### Task to carry out:
Print exactly those lines that run from the beginning of the data to the line bearing "const tabs = ['Chart', 'Open", inclusive.

--- Begin Collected data ---

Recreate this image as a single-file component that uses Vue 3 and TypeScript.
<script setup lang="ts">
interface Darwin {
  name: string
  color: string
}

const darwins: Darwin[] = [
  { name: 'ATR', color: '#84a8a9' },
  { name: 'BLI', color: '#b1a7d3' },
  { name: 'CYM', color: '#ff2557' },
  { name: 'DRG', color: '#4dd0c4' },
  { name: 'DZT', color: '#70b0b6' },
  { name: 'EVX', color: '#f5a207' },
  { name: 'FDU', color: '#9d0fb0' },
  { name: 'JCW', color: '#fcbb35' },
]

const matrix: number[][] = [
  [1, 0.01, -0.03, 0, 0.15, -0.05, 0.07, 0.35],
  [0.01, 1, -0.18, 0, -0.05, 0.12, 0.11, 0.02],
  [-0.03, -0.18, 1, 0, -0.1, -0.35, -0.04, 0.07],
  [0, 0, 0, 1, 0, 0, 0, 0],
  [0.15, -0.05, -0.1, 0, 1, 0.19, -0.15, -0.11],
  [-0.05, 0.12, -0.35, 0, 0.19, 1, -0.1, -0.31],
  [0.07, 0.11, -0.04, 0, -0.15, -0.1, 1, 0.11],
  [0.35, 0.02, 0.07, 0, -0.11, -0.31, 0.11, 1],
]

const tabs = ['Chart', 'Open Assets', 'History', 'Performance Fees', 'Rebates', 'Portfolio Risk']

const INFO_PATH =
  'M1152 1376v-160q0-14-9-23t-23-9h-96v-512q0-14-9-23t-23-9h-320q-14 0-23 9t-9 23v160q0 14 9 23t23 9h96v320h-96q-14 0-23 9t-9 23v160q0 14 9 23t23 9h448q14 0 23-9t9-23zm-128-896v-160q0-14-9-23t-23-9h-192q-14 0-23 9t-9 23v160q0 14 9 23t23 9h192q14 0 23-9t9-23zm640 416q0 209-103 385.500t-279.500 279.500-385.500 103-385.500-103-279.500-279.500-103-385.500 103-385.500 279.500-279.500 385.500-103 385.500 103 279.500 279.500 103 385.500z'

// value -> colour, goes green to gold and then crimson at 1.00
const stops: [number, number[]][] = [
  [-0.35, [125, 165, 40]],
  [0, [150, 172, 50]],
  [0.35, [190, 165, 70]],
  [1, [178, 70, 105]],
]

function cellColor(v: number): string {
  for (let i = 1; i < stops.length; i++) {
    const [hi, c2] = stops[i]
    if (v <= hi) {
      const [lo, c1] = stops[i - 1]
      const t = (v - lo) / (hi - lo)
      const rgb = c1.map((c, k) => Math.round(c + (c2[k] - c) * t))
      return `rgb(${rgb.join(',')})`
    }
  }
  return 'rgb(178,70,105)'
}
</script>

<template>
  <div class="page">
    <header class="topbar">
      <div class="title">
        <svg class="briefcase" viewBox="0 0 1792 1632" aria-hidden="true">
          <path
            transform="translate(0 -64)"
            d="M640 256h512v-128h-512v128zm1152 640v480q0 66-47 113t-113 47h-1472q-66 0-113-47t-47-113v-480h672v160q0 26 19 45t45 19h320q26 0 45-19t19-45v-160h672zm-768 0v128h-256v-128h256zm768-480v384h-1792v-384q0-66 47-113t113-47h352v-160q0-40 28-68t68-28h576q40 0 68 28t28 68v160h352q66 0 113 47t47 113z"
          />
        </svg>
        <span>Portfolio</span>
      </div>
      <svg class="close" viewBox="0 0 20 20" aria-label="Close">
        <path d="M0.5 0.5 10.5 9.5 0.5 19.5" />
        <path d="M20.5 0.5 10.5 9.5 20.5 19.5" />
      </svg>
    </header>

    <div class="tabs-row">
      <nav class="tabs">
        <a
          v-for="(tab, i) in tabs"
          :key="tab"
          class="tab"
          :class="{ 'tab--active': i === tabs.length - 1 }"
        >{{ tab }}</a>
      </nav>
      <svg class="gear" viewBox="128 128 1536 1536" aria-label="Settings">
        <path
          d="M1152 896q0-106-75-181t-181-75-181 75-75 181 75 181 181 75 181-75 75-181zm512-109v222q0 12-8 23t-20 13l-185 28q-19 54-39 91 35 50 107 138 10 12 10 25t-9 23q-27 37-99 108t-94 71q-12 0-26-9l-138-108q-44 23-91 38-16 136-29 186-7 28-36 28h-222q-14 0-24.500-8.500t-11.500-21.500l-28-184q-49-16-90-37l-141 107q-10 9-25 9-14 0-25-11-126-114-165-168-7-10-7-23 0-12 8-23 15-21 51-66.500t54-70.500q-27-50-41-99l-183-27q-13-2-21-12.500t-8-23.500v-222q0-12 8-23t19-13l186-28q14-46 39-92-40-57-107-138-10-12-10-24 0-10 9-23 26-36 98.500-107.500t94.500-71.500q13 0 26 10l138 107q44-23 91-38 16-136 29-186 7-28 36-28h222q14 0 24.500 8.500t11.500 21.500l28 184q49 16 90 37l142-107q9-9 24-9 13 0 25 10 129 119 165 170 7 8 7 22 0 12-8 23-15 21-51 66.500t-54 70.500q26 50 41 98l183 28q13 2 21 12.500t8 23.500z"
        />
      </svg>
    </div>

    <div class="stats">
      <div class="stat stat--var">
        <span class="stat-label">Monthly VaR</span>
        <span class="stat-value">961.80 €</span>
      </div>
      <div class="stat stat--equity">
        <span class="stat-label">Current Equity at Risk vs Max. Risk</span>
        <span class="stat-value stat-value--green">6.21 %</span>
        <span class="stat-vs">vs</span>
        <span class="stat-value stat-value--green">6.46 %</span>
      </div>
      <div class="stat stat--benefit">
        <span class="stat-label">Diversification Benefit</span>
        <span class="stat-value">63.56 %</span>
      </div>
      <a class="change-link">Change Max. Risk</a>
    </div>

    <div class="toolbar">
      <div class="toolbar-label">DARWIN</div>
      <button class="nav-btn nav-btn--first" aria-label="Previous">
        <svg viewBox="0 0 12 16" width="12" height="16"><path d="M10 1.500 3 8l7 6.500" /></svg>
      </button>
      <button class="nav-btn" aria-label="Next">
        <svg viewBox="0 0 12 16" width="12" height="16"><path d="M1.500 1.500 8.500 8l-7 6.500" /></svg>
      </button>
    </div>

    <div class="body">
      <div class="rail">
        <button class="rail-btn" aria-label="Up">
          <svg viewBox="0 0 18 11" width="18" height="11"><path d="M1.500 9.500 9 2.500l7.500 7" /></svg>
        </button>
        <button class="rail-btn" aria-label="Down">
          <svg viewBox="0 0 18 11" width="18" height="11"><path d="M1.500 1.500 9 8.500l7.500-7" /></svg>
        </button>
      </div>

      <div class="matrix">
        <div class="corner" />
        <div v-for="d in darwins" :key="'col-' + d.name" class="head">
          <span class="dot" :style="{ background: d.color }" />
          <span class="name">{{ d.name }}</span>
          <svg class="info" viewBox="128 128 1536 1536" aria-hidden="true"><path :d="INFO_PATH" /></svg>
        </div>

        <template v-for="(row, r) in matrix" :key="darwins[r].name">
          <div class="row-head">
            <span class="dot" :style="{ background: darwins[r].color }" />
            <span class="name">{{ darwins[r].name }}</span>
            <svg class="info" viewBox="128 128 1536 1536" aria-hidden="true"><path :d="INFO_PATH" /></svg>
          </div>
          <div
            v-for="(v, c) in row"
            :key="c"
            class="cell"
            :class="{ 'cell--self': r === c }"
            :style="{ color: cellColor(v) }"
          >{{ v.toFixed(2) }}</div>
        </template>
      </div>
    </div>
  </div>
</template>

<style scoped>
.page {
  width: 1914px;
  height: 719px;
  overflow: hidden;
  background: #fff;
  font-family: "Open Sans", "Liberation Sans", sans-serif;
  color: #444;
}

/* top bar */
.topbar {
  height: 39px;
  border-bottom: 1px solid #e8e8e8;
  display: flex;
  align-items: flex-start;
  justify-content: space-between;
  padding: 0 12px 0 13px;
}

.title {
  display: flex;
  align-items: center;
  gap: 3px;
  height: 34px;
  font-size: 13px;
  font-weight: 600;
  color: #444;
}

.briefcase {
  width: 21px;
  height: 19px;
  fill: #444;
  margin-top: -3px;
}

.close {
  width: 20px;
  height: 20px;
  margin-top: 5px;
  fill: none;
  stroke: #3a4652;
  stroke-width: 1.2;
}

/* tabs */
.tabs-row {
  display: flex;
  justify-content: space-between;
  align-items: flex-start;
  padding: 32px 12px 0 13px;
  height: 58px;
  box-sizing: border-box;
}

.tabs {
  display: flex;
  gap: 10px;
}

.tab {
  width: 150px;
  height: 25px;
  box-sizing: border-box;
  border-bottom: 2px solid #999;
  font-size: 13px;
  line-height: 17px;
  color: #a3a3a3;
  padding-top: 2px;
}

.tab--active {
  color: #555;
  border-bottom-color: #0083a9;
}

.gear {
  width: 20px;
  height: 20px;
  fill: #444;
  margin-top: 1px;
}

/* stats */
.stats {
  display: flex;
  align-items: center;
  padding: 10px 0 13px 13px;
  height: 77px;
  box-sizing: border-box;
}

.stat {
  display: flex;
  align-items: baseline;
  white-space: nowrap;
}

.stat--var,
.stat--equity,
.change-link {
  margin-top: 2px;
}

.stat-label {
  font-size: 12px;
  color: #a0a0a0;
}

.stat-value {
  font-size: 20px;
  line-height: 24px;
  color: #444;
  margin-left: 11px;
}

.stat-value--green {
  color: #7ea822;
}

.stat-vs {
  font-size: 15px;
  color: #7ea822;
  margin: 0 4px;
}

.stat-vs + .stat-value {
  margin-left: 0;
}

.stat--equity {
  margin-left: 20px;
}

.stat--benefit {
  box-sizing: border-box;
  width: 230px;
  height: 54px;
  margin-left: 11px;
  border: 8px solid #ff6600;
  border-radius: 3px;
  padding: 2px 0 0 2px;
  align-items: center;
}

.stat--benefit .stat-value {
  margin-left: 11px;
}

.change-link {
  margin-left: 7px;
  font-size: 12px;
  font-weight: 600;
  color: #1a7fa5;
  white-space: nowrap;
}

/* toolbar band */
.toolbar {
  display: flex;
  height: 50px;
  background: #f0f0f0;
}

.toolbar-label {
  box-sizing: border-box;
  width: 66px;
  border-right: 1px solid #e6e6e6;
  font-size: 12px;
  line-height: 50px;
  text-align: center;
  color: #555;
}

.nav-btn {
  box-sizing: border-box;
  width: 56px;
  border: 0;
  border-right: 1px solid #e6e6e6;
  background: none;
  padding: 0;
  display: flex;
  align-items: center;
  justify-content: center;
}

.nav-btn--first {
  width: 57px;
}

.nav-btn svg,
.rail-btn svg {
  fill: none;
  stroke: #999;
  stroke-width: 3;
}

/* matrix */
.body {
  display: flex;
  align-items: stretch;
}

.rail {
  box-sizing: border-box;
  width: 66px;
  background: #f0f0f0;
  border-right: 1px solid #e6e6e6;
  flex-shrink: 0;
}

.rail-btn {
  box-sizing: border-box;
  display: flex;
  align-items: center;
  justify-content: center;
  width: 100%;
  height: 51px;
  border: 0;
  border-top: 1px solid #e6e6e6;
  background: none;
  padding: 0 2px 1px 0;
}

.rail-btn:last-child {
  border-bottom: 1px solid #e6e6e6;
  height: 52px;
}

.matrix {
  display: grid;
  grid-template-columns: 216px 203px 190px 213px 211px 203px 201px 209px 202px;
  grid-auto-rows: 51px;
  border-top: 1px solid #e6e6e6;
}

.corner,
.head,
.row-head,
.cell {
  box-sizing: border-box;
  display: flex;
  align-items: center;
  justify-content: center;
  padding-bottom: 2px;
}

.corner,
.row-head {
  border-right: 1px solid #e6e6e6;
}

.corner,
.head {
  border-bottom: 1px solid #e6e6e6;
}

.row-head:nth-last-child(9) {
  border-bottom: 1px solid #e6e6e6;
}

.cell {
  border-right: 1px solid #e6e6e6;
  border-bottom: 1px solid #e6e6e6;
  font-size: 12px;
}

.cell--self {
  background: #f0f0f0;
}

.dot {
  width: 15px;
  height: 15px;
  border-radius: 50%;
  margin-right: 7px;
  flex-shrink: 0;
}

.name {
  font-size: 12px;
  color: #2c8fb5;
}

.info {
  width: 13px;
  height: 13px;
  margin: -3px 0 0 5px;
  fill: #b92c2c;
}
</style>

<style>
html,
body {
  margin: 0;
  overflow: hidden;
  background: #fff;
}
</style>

--- End Collected data ---

### Exercise result:
Recreate this image as a single-file component that uses Vue 3 and TypeScript.
<script setup lang="ts">
interface Darwin {
  name: string
  color: string
}

const darwins: Darwin[] = [
  { name: 'ATR', color: '#84a8a9' },
  { name: 'BLI', color: '#b1a7d3' },
  { name: 'CYM', color: '#ff2557' },
  { name: 'DRG', color: '#4dd0c4' },
  { name: 'DZT', color: '#70b0b6' },
  { name: 'EVX', color: '#f5a207' },
  { name: 'FDU', color: '#9d0fb0' },
  { name: 'JCW', color: '#fcbb35' },
]

const matrix: number[][] = [
  [1, 0.01, -0.03, 0, 0.15, -0.05, 0.07, 0.35],
  [0.01, 1, -0.18, 0, -0.05, 0.12, 0.11, 0.02],
  [-0.03, -0.18, 1, 0, -0.1, -0.35, -0.04, 0.07],
  [0, 0, 0, 1, 0, 0, 0, 0],
  [0.15, -0.05, -0.1, 0, 1, 0.19, -0.15, -0.11],
  [-0.05, 0.12, -0.35, 0, 0.19, 1, -0.1, -0.31],
  [0.07, 0.11, -0.04, 0, -0.15, -0.1, 1, 0.11],
  [0.35, 0.02, 0.07, 0, -0.11, -0.31, 0.11, 1],
]

const tabs = ['Chart', 'Open Assets', 'History', 'Performance Fees', 'Rebates', 'Portfolio Risk']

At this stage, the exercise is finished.